Suppose you gather data for four days and notice this pattern: Day 1 is warm and humid, Day 2 becomes cloudier with falling pressure, Day 3 brings rain and gusty winds, and Day 4 is cooler and drier with rising pressure. That pattern supports the explanation that a front passed and one air mass replaced another.
| Day | Temperature trend | Humidity | Pressure trend | Likely interpretation |
|---|---|---|---|---|
| \(1\) | Warm | High | Slowly falling | Moist air mass present |
| \(2\) | Slightly cooler | Still high | Falling more | Front approaching |
| \(3\) | Dropping | Rain occurring | Lowest, then rising | Front passing |
| \(4\) | Cool | Lower | Rising | New drier air mass present |
Table 2. A sample pattern of weather data that can be used as evidence for a passing front and changing air masses.
Scientists value this kind of evidence because it is based on observations, not guesses.
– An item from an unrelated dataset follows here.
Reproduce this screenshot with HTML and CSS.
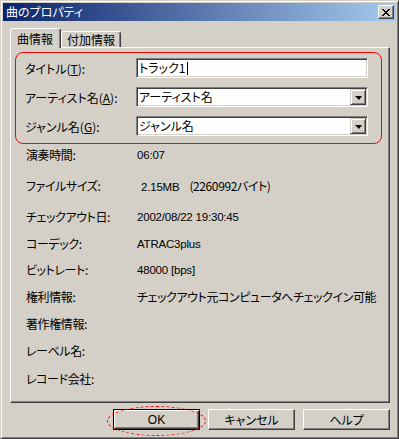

The more carefully data are collected, the more confidently scientists can explain why weather changes happened.
Weather forecasts help people make decisions every day. Schools decide whether outdoor activities are safe. Farmers use forecasts to protect crops. Pilots and ship captains need to know about wind, storms, and visibility. Communities use storm warnings to prepare for flooding or severe weather.
Better understanding of air masses also helps explain long-term effects on Earth systems. Repeated storms can increase runoff, which moves soil and sediment. Rain and flowing water can break down rock and reshape land. In this way, atmosphere, water, and land are connected parts of one changing Earth system.
When meteorologists use instruments, compare data from many places, and study how air masses move and interact, they are doing what scientists do best: using evidence to explain natural events. Weather is not just something that happens to us. It is something we can investigate, measure, and understand.